A repository that stores simulation experiments as JSON schemas, allowing traceability and reusability.

Simulation Agent

This component parses simulation schemas, executing predefined operations on specified resources.

Reporting Engine

The reporting engine tracks experiment progress and collects metrics on system performance, recovery times, and failure points.

Process flow

Loki’s process replicates production infrastructure to a performance environment where it conducts controlled experiments. A typical simulation involves four steps:

  1. Define the “Steady State”: Establish baseline metrics like throughput, error rates, and latency.
  2. Hypothesize Behavior: Predict steady-state behavior in the experimental group compared to a stable control group.
  3. Simulate Failures: Introduce real-world disruptions, such as server crashes, malformed responses, and traffic spikes.
  4. Analyze and Compare: Assess the difference between the experimental and control groups, validating resilience and identifying areas for improvement.

Case Study: Simulating Failure on Gojek’s Mainstream Data Cluster

One experiment involved testing resilience in Gojek’s primary data cluster, a multi-zone Kafka setup with six brokers and five Zookeeper nodes. We used Odin, an internal tool built on Terraform and Ansible, to replicate the production environment.

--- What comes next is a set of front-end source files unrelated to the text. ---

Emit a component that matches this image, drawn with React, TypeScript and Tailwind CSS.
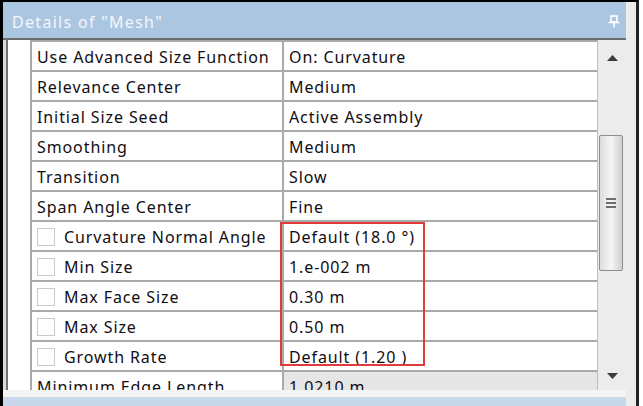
import React from "react";

type Row = { label: string; value: string; check?: boolean; readOnly?: boolean };

const rows: Row[] = [
  { label: "Use Advanced Size Function", value: "On: Curvature" },
  { label: "Relevance Center", value: "Medium" },
  { label: "Initial Size Seed", value: "Active Assembly" },
  { label: "Smoothing", value: "Medium" },
  { label: "Transition", value: "Slow" },
  { label: "Span Angle Center", value: "Fine" },
  { label: "Curvature Normal Angle", value: "Default (18.0 °)", check: true },
  { label: "Min Size", value: "1.e-002 m", check: true },
  { label: "Max Face Size", value: "0.30 m", check: true },
  { label: "Max Size", value: "0.50 m", check: true },
  { label: "Growth Rate", value: "Default (1.20 )", check: true },
  { label: "Minimum Edge Length", value: "1.0210 m", readOnly: true },
];

function PinIcon() {
  return (
    <svg width="12" height="13" viewBox="0 0 12 13" fill="none" stroke="#ffffff" strokeWidth="1.6">
      <rect x="3" y="1" width="6" height="6" />
      <line x1="0.5" y1="7.5" x2="11.5" y2="7.5" />
      <line x1="6" y1="8" x2="6" y2="12.5" />
    </svg>
  );
}

export default function App() {
  return (
    <div className="w-[643px] h-[406px] bg-white overflow-hidden flex font-['Noto_Sans',sans-serif] text-[16px] tracking-[0.9px] text-[#120d12]">
      <div className="w-[639px] h-full flex border-l-[3px] border-t-2 border-r-[3px] border-l-black border-t-black border-r-[#222]">
        {/* main column */}
        <div className="w-[623px] flex flex-col">
          {/* title bar */}
          <div className="h-[36px] bg-[#abc6e1] flex items-center justify-between pl-[9px] pr-[6px] pt-[3px]">
            <span className="text-[#f3f6fb] text-[16px] tracking-[1.3px]">Details of "Mesh"</span>
            <PinIcon />
          </div>

          {/* body */}
          <div className="h-[352px] flex border-t-2 border-[#6d6d6d] overflow-hidden">
            <div className="w-[5px] bg-[#dadada] border-r-2 border-[#707070]" />
            <div className="w-[22px] bg-white" />

            {/* property grid */}
            <div className="relative w-[567px] border-l-2 border-t-2 border-[#a9a9a9] bg-white">
              {rows.map((r) => (
                <div key={r.label} className="flex h-[30px] border-b-2 border-[#a9a9a9]">
                  <div className="w-[252px] shrink-0 border-r-2 border-[#a9a9a9] flex items-center pl-[5px] pt-[1px] whitespace-nowrap">
                    {r.check && (
                      <span className="w-[18px] h-[18px] border border-[#c9c9c9] bg-white mr-[9px]" />
                    )}
                    {r.label}
                  </div>
                  <div
                    className={
                      r.readOnly
                        ? "flex-1 flex items-center pl-[5px] pt-[1px] bg-[#e6e6e6] whitespace-nowrap"
                        : "flex-1 flex items-center pl-[5px] pt-[1px] whitespace-nowrap"
                    }
                  >
                    {r.value}
                  </div>
                </div>
              ))}
              {/* annotation box */}
              <div className="absolute left-[248px] top-[180px] w-[145px] h-[144px] border-2 border-[#e03a3a]" />
            </div>

            {/* scrollbar */}
            <div className="w-[29px] bg-[#ececec] border-l border-[#bdbdbd] flex flex-col">
              <div className="h-[34px] flex items-center justify-center pt-[2px]">
                <svg width="11" height="6" viewBox="0 0 11 6">
                  <path d="M5.5 0 L11 6 L0 6 Z" fill="#3c3c3c" />
                </svg>
              </div>
              <div className="h-[61px]" />
              <div className="h-[136px] w-[24px] ml-[1px] rounded-[2px] border border-[#8e8e8e] bg-gradient-to-r from-[#dcdcdc] via-[#f6f6f6] to-[#cfcfcf] flex flex-col items-center justify-center gap-[2px]">
                <div className="w-[10px] h-[2px] bg-[#6e6e6e]" />
                <div className="w-[10px] h-[2px] bg-[#6e6e6e]" />
                <div className="w-[10px] h-[2px] bg-[#6e6e6e]" />
              </div>
              <div className="flex-1" />
              <div className="h-[28px] flex items-center justify-center">
                <svg width="11" height="6" viewBox="0 0 11 6">
                  <path d="M0 0 L11 0 L5.5 6 Z" fill="#3c3c3c" />
                </svg>
              </div>
            </div>
          </div>

          <div className="h-[7px] bg-[#f4f4f4]" />
          <div className="flex-1 bg-[#c8d8ea]" />
        </div>
        <div className="flex-1 bg-[#ececec]" />
      </div>
    </div>
  );
}
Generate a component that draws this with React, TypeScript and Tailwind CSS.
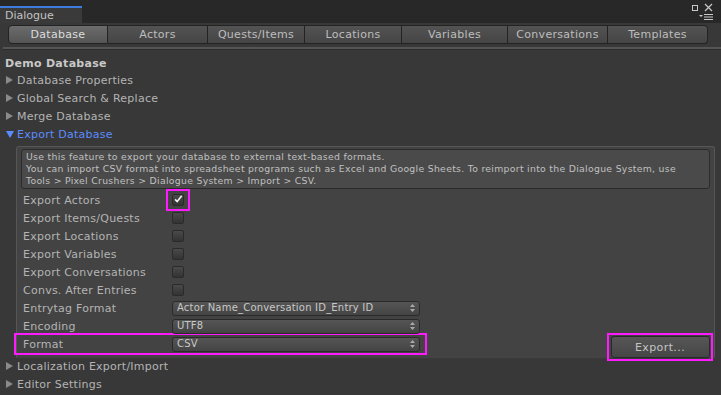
import { ReactNode } from 'react'

const TABS = ['Database', 'Actors', 'Quests/Items', 'Locations', 'Variables', 'Conversations', 'Templates']
const TAB_W = [100, 100, 97, 97, 106, 100, 100]

function Foldout({ label, open = false }: { label: string; open?: boolean }) {
  return (
    <div className={`flex h-[18px] items-center pl-[6px] ${open ? 'text-[#5b8cff]' : ''}`}>
      {open ? (
        <span className="mr-[3px] h-0 w-0 border-x-[4px] border-t-[7px] border-x-transparent border-t-[#5b8cff]" />
      ) : (
        <span className="mr-[4px] h-0 w-0 border-y-[4px] border-l-[7px] border-y-transparent border-l-[#8a8a8a]" />
      )}
      {label}
    </div>
  )
}

function Checkbox({ checked = false }: { checked?: boolean }) {
  return (
    <span className="flex h-[12px] w-[12px] items-center justify-center rounded-[2px] border border-[#2a2a2a] bg-gradient-to-b from-[#4a4a4a] to-[#333]">
      {checked && (
        <svg width="12" height="12" viewBox="0 0 12 12" className="-mt-[2px]">
          <path d="M2.5 6.5 L5 9 L10.5 2" stroke="#eee" strokeWidth="2" fill="none" />
        </svg>
      )}
    </span>
  )
}

function Popup({ value }: { value: string }) {
  return (
    <div className="flex h-[15px] w-[248px] items-center justify-between rounded-[3px] border border-[#2a2a2a] bg-gradient-to-b from-[#555] to-[#444] pl-[4px] pr-[4px] text-[10px] tracking-[0.2px] text-[#c8c8c8]">
      <span>{value}</span>
      <svg width="5" height="8" viewBox="0 0 5 8">
        <path d="M0 3 L2.5 0 L5 3Z M0 5 L2.5 8 L5 5Z" fill="#aaa" />
      </svg>
    </div>
  )
}

function Row({ label, children }: { label: string; children: ReactNode }) {
  return (
    <div className="flex h-[18px] items-center">
      <span className="w-[155px] pl-[6px]">{label}</span>
      {children}
    </div>
  )
}

export default function App() {
  return (
    <div
      className="relative h-[395px] w-[721px] overflow-hidden bg-[#383838] text-[11px] leading-none tracking-[0.25px] text-[#b4b4b4]"
      style={{ fontFamily: '"DejaVu Sans", Verdana, sans-serif' }}
    >
      {/* window title strip */}
      <div className="flex h-[23px] items-end justify-between bg-[#282828]">
        <div className="flex h-[17px] w-[82px] items-center border-t-2 border-[#3e7be0] bg-[#3a3a3a] pl-[5px] tracking-normal text-[#c2c2c2]">
          Dialogue
        </div>
        <div className="mb-[3px] mr-[8px] flex flex-col items-end gap-[2px]">
          <div className="flex items-center gap-[6px]">
            <span className="h-[6px] w-[6px] border-[1.5px] border-[#c8c8c8]" />
            <svg width="9" height="9" viewBox="0 0 9 9">
              <path d="M1 1 L8 8 M8 1 L1 8" stroke="#c8c8c8" strokeWidth="1.2" />
            </svg>
          </div>
          <svg width="14" height="6" viewBox="0 0 14 6">
            <path d="M0 1 L4 1 L2 3Z" fill="#c8c8c8" />
            <path d="M5 0.5 H14 M5 3 H14 M5 5.5 H14" stroke="#c8c8c8" strokeWidth="1" />
          </svg>
        </div>
      </div>

      {/* toolbar tabs */}
      <div className="mt-[2px] flex px-[8px]">
        {TABS.map((t, i) => (
          <div
            key={t}
            style={{ width: TAB_W[i] }}
            className={`flex h-[19px] items-center justify-center border-y border-r border-[#232323] tracking-[0.3px] text-[#bdbdbd] ${
              i === 0
                ? 'rounded-l-[4px] border-l bg-gradient-to-b from-[#6c6c6c] to-[#555] text-[#dcdcdc]'
                : 'bg-gradient-to-b from-[#535353] to-[#454545]'
            } ${i === TABS.length - 1 ? 'rounded-r-[4px]' : ''}`}
          >
            {t}
          </div>
        ))}
      </div>
      <div className="ml-[3px] mt-[3px] h-[2px] bg-[#555] shadow-[0_1px_0_#2c2c2c]" />

      {/* content */}
      <div className="mt-[9px] pl-[5px] font-bold tracking-[0.3px] text-[#c8c8c8]">Demo Database</div>
      <div className="mt-[2px]">
        <Foldout label="Database Properties" />
        <Foldout label="Global Search & Replace" />
        <Foldout label="Merge Database" />
        <Foldout label="Export Database" open />
      </div>

      <div className="ml-[16px] mr-[6px] mt-[3px] rounded-[3px] border border-[#565656] border-b-[#3a3a3a] bg-[#434343] pb-[5px] pt-[2px]">
        <div className="mx-[4px] rounded-[3px] border border-[#2b2b2b] bg-[#4a4a4a] px-[4px] py-[1px] text-[9.3px] leading-[12px] tracking-[0.3px] text-[#c0c0c0]">
          <div>Use this feature to export your database to external text-based formats.</div>
          <div>
            You can import CSV format into spreadsheet programs such as Excel and Google Sheets. To reimport into the Dialogue System, use
          </div>
          <div>Tools &gt; Pixel Crushers &gt; Dialogue System &gt; Import &gt; CSV.</div>
        </div>

        <div className="mt-[2px] flex items-end">
          <div className="flex-1">
            <Row label="Export Actors">
              <span className="-my-[2px] -ml-[6px] flex h-[22px] w-[24px] items-center justify-center border-[2px] border-[#ff1aff]">
                <Checkbox checked />
              </span>
            </Row>
            <Row label="Export Items/Quests">
              <Checkbox />
            </Row>
            <Row label="Export Locations">
              <Checkbox />
            </Row>
            <Row label="Export Variables">
              <Checkbox />
            </Row>
            <Row label="Export Conversations">
              <Checkbox />
            </Row>
            <Row label="Convs. After Entries">
              <Checkbox />
            </Row>
            <Row label="Entrytag Format">
              <Popup value="Actor Name_Conversation ID_Entry ID" />
            </Row>
            <Row label="Encoding">
              <Popup value="UTF8" />
            </Row>
            <div className="-my-[2px] ml-[-3px] box-content flex h-[18px] w-[409px] items-center border-[2px] border-[#ff1aff]">
              <span className="w-[156px] pl-[7px]">Format</span>
              <Popup value="CSV" />
            </div>
          </div>
          <div className="-mb-[8px] mr-[1px] flex h-[28px] w-[106px] items-center justify-center border-[2px] border-[#ff1aff]">
            <div className="flex h-[22px] w-[99px] items-center justify-center rounded-[3px] border border-[#2a2a2a] bg-gradient-to-b from-[#565656] to-[#464646] tracking-[0.4px] text-[#c4c4c4]">
              Export...
            </div>
          </div>
        </div>
      </div>

      <div className="mt-[-2px]">
        <Foldout label="Localization Export/Import" />
        <Foldout label="Editor Settings" />
      </div>
    </div>
  )
}
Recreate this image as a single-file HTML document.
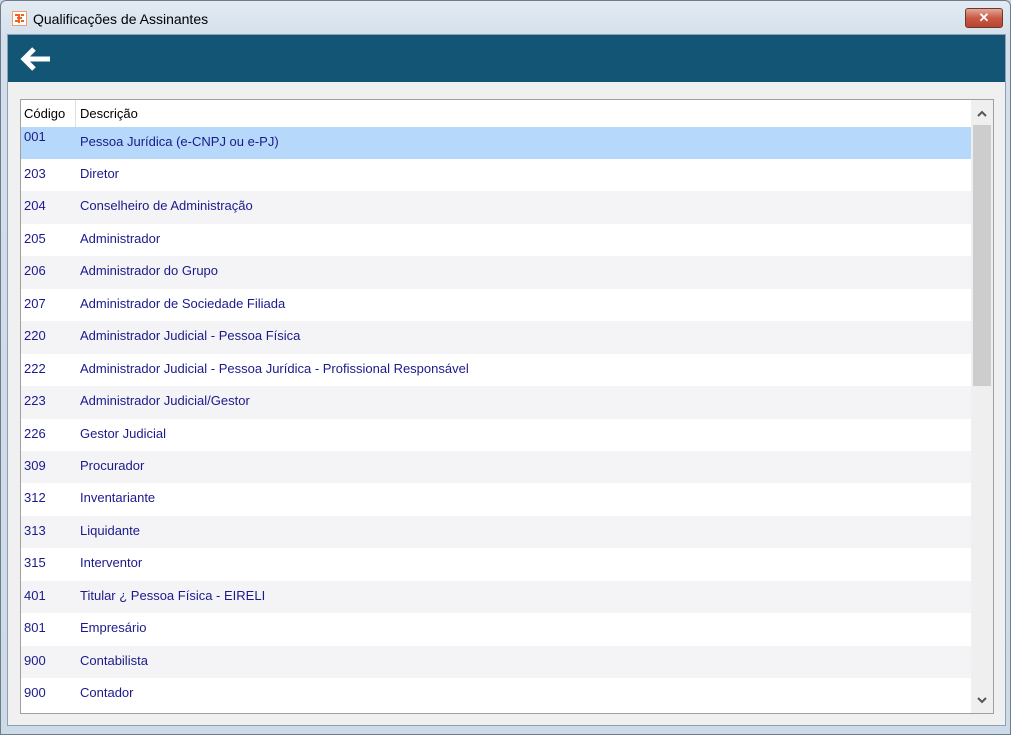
<!DOCTYPE html>
<html><head><meta charset="utf-8"><style>
*{margin:0;padding:0;box-sizing:border-box}
body{width:1011px;height:735px;overflow:hidden;background:#c9d6e3;font-family:"Liberation Sans",sans-serif;position:relative}
.frame{position:absolute;left:0;top:0;width:1011px;height:735px;border:1px solid #6d7d8d;border-radius:6px 6px 0 0;background:linear-gradient(#e3eaf2,#d3dfeb 40px,#cddae7);}
.title{position:absolute;left:33px;top:11px;font-size:14px;color:#000}
.icon{position:absolute;left:12px;top:11px;width:15px;height:15px;background:#fff;border:1px solid #e8a070}
.close{position:absolute;left:965px;top:8px;width:38px;height:20px;border:1px solid #6a3a30;border-radius:3px;background:linear-gradient(#e4a898,#c85a45 50%,#b84530);color:#fff;font-size:13px;font-weight:bold;text-align:center;line-height:18px}
.inner{position:absolute;left:7px;top:34px;width:999px;height:692px;background:#f0f0f0;border:1px solid #8ea0b4}
.hdr{position:absolute;left:8px;top:35px;width:997px;height:47px;background:#135574}
.tbl{position:absolute;left:20px;top:99px;width:974px;height:615px;border:1px solid #a0a0a0;background:#fff;overflow:hidden}
.th{position:absolute;top:0;height:27px;font-size:13px;line-height:27px;color:#000}
.row{position:absolute;left:0;width:950px;height:32.5px;font-size:13px;color:#1a1a8c}
.row span{position:absolute;top:0;line-height:29px}
.sb{position:absolute;left:950px;top:0;width:22px;height:613px;background:#efefef}
</style></head><body>
<div class="frame"></div>
<div class="icon"><svg width="13" height="13" viewBox="0 0 13 13"><path d="M2 3h3M8 3h3M4 6h5M2 9h3M8 9h3M6 2v9" stroke="#f06020" stroke-width="2"/></svg></div>
<div class="title">Qualificações de Assinantes</div>
<div class="close">✕</div>
<div class="inner"></div>
<div class="hdr"><svg style="position:absolute;left:9px;top:10px" width="36" height="28" viewBox="0 0 36 28"><path d="M33 14H7M17 4L7 14l10 10" stroke="#fff" stroke-width="5" fill="none" stroke-linejoin="miter"/></svg></div>
<div class="tbl">
<div class="th" style="left:3px">Código</div>
<div style="position:absolute;left:54px;top:0;width:1px;height:27px;background:#e0e0e0"></div>
<div class="th" style="left:59px">Descrição</div>
<div id="rows"></div>
<div class="sb">
<svg style="position:absolute;left:6px;top:10px" width="10" height="7"><path d="M1 6l4-4 4 4" stroke="#555" stroke-width="2" fill="none"/></svg>
<div style="position:absolute;left:2px;top:25px;width:18px;height:261px;background:#cdcdcd"></div>
<svg style="position:absolute;left:6px;top:597px" width="10" height="7"><path d="M1 1l4 4 4-4" stroke="#555" stroke-width="2" fill="none"/></svg>
</div>
</div>
<script>
var d=[["001","Pessoa Jurídica (e-CNPJ ou e-PJ)"],["203","Diretor"],["204","Conselheiro de Administração"],["205","Administrador"],["206","Administrador do Grupo"],["207","Administrador de Sociedade Filiada"],["220","Administrador Judicial - Pessoa Física"],["222","Administrador Judicial - Pessoa Jurídica - Profissional Responsável"],["223","Administrador Judicial/Gestor"],["226","Gestor Judicial"],["309","Procurador"],["312","Inventariante"],["313","Liquidante"],["315","Interventor"],["401","Titular ¿ Pessoa Física - EIRELI"],["801","Empresário"],["900","Contabilista"],["900","Contador"]];
var h="";d.forEach(function(r,i){var bg=i==0?"#b5d8fb":(i%2==0?"#f4f4f7":"#fff");var t=i==0?-5:0;h+='<div class="row" style="top:'+(26.5+i*32.45)+'px;background:'+bg+'"><span style="left:3px;top:'+t+'px">'+r[0]+'</span><span style="left:59px">'+r[1]+'</span></div>';});
document.getElementById("rows").innerHTML=h;
</script>
</body></html>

Sample Steady-State Metrics:

  • Full ISR: All in-sync replicas.
  • No Leader or Broker Skew: Balanced load across brokers.
  • Produce Time: <20ms.
  • Consumer Lag: <1k.
  • Data Loss: None.

Simulation scenarios

Using the Loki CLI, we defined the following simulation schema:

{
    "name" : "esb-kafka-mirror-resilency-test-phase-3",
    "description": "Resilency test for ESB kafka mirror",
    "cluster": "mainstream-perf",
    "producers": [],
    "choas": [
        {
            "name" : "CASE 1",
            "blast_radius": "mainstream-perf",
            "type": "kafka",
            "failure_percentage": "10%",
            "data_disk_failure":"true",
            "instance_recovery": "true",
            "downtime":"20m"
        }
    ]
    "consumers": [
        {
            "name" : "ride_consumer",
            "topic": "ride-booking-log",
            "offset": "latest",
            "count": "5",
            "consumer_per_group":"2",
            "schema": "com.gojek.booking.Message",
        }
    ],
    "feeders":[
        {
            "name": "test",
            "topic": "test",
            "count" : "2"
        }
    ]
}

Loki conducted multiple failure scenarios, such as:

  • Broker Failures: Tests with 10%-80% broker failures, with and without data loss.
  • Downtime Simulations: Varied from 10 to 90 minutes.
  • Load Testing: Simulated 50 consumers at different consumption rates and offsets, plus 100 feeders at 10K RPM.
  • Mirror Worker Variations: Batch size set to 10, linger.ms set to 1.

Each experiment’s unique ID allows engineers to execute, monitor, and assess each test independently.

Monitoring and Reporting

Throughout each simulation, Loki tracks deviations from the steady state, recovery times, and system behavior. Reporting includes key data points like:

  • Time to Stabilize: Full ISR, no leader or broker skew.
  • Producer Metrics: Kafka produce time and throughput.
  • Consumer Lag: Detailed lag analysis per consumer.
  • Failure Points: Identification of data loss and vulnerable subsystems.
  • Comprehensive Metrics Dashboard: Provides a centralized view of experiment outcomes.

Impact and Future Plans

Since launching Loki, we’ve been able to rigorously test new data infrastructure components and gain confidence in the resilience of our systems. Currently, we use Loki on performance replicas, but our goal is to expand it to run chaos experiments in production environments, ensuring that we can deploy features confidently in complex, dynamic systems.

Loki has become a cornerstone of Gojek’s infrastructure strategy, aligning engineering teams with best practices in resilience and proactive infrastructure management. By integrating chaos engineering directly into our workflow, Loki enables us to design systems that meet the demands of Gojek’s users every day.